Exercise prompt: Wherever the string "source" occurs in a line of these records, report that line.

Material for this exercise:
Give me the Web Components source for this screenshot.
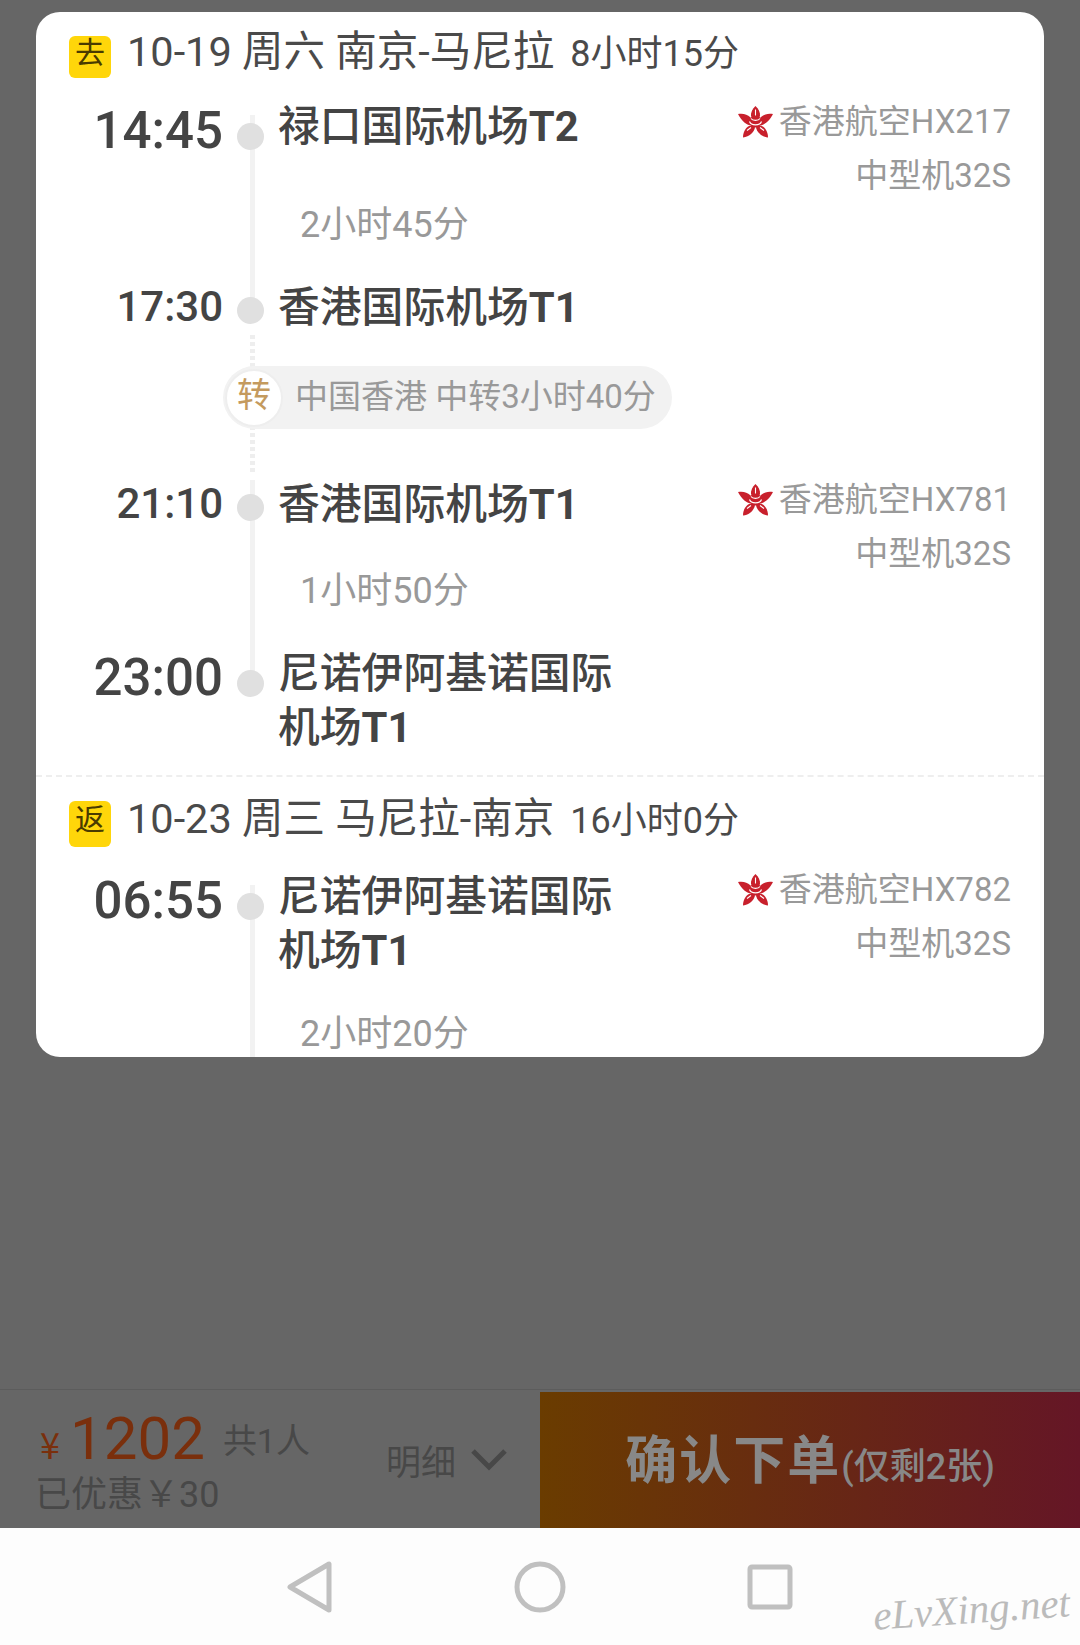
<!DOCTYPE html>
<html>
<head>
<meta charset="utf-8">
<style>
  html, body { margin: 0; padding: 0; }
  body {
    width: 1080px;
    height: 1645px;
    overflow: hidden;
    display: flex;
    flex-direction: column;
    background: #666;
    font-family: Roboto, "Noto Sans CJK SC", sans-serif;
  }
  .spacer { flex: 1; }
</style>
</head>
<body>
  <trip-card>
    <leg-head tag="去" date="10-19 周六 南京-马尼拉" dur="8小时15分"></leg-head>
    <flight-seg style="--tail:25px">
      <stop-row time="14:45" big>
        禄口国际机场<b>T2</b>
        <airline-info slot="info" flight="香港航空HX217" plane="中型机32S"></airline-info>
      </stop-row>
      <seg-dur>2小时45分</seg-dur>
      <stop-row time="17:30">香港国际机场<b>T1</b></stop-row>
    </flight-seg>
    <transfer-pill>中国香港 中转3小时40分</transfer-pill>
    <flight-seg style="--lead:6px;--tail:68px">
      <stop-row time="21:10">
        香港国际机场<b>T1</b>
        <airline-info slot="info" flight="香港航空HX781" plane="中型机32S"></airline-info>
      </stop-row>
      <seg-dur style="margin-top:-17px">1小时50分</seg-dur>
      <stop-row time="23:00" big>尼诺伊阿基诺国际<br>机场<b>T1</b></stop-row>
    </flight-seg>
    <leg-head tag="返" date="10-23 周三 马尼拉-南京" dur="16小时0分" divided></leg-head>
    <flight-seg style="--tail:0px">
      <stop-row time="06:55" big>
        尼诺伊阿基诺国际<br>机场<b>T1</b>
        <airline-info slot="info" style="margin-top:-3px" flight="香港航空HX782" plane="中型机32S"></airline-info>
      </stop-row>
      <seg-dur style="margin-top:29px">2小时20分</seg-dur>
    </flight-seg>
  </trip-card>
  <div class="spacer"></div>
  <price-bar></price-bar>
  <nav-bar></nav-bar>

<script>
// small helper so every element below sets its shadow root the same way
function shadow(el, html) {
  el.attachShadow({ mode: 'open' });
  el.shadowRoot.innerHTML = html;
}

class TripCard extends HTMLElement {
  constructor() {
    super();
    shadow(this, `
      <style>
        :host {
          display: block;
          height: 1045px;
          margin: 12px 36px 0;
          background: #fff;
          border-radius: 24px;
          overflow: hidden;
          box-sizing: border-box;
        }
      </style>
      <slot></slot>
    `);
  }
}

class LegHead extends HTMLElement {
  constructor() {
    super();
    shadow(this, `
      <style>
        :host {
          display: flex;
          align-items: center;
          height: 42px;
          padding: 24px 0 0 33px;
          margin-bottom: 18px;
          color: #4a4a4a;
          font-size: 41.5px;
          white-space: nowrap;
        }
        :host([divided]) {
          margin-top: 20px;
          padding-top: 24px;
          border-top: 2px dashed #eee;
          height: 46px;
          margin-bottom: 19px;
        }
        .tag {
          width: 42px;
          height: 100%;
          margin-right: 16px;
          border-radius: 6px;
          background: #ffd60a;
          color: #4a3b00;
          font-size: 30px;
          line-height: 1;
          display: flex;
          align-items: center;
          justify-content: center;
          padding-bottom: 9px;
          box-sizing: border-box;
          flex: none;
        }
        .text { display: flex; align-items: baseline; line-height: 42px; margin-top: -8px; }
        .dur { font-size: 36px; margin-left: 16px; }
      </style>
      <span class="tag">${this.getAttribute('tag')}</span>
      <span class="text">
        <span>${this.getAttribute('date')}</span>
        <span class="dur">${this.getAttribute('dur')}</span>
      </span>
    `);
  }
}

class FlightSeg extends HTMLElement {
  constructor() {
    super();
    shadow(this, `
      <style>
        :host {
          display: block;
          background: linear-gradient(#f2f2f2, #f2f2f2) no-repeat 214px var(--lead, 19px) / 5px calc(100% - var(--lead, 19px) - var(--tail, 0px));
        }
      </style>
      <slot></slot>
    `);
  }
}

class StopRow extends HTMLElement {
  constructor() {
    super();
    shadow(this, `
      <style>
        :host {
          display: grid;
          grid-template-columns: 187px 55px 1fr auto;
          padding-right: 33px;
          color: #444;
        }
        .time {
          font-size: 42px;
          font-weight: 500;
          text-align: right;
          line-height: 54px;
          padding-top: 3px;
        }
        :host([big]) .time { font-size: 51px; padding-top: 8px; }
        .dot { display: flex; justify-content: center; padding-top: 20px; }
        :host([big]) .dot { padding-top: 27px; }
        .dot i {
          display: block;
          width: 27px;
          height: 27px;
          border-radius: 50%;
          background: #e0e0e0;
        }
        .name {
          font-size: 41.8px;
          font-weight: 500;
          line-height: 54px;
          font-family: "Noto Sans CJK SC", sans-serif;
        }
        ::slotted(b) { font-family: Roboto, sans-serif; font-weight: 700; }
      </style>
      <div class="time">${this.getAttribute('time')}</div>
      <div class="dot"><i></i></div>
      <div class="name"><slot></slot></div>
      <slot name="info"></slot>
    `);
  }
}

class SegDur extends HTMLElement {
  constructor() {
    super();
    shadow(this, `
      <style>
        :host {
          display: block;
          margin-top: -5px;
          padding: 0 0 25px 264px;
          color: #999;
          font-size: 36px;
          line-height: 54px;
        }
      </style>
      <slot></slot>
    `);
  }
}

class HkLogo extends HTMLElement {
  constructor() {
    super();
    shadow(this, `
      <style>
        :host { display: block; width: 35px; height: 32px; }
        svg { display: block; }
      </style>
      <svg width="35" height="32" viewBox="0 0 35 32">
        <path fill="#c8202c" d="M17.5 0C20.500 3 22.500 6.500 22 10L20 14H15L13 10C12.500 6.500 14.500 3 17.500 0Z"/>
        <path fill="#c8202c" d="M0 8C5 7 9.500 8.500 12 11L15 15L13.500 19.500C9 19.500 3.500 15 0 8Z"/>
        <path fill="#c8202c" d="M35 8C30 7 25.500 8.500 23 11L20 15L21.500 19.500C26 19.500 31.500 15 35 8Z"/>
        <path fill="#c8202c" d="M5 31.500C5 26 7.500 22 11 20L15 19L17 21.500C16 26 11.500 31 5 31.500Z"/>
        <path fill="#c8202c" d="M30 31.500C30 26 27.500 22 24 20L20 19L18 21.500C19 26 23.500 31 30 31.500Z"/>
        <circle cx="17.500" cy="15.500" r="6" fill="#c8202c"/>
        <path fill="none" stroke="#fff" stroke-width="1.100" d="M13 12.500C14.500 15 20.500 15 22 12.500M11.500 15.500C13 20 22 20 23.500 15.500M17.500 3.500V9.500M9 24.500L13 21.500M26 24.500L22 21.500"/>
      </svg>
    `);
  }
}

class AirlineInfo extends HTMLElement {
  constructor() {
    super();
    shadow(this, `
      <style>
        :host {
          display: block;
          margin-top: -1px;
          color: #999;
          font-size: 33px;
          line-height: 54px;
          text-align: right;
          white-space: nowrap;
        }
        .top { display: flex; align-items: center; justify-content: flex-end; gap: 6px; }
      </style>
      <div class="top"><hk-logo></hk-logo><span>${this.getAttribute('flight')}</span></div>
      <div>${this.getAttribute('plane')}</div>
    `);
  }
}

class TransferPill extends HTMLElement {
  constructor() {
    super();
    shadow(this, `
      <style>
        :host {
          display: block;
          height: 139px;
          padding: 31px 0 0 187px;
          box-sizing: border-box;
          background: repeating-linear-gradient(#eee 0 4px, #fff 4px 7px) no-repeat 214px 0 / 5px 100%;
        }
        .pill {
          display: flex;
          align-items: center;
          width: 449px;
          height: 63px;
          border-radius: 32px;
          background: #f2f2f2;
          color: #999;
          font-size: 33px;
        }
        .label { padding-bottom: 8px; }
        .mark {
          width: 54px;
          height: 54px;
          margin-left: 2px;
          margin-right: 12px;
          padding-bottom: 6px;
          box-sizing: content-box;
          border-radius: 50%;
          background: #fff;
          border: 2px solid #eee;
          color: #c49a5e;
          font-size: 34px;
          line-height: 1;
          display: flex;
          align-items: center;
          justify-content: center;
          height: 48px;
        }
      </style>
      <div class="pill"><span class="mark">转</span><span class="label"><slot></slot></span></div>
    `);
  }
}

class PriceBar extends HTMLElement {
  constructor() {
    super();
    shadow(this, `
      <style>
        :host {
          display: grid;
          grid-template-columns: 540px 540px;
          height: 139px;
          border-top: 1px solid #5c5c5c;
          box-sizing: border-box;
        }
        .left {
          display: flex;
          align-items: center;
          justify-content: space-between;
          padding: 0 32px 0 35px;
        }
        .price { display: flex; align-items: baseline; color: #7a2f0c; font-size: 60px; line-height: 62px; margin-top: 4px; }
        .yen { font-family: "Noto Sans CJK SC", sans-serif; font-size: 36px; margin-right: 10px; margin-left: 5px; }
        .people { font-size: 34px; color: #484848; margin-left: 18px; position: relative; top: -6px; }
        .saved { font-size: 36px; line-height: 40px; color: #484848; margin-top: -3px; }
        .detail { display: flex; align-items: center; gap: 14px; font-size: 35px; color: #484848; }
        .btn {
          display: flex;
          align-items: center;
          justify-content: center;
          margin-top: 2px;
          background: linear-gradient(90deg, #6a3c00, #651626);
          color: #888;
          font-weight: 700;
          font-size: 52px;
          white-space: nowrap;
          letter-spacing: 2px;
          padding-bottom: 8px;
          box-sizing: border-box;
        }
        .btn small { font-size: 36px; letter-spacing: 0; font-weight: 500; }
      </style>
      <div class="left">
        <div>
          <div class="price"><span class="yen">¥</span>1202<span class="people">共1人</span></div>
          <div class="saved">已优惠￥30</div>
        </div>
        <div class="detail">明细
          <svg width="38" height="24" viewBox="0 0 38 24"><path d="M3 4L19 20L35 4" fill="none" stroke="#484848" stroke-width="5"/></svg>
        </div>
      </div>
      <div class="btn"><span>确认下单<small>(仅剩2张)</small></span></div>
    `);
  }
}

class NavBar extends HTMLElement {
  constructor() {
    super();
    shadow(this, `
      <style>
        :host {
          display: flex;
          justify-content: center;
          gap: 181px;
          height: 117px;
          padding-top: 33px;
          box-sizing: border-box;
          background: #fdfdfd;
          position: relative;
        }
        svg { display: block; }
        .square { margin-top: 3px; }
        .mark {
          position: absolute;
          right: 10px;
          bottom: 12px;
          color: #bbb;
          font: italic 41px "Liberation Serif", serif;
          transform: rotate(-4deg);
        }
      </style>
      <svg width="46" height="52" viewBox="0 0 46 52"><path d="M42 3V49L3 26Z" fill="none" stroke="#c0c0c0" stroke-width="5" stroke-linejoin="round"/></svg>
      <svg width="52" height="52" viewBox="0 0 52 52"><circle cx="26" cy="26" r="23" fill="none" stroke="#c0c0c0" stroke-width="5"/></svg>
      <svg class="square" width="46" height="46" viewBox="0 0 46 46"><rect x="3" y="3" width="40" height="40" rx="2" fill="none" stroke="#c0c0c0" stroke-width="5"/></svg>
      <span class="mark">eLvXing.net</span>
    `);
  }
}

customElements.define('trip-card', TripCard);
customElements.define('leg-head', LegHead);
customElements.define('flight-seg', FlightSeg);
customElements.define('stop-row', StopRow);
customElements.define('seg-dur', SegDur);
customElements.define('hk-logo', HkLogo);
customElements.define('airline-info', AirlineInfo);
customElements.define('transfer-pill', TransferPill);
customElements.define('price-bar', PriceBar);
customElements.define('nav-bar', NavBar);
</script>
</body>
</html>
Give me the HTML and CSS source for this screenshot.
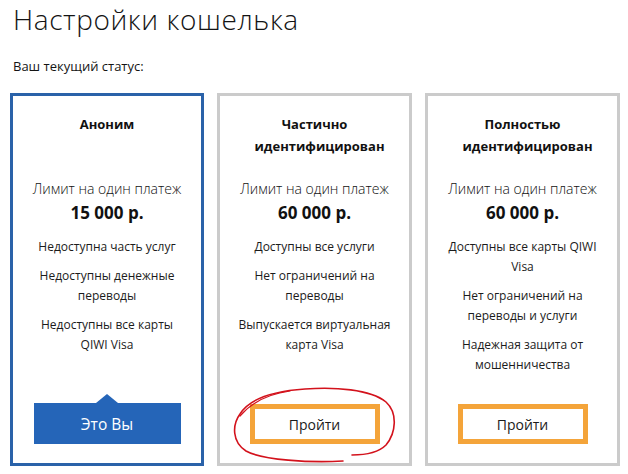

Answer to this task:
Give me the Web Components source for this screenshot.
Give me the HTML and CSS source for this screenshot.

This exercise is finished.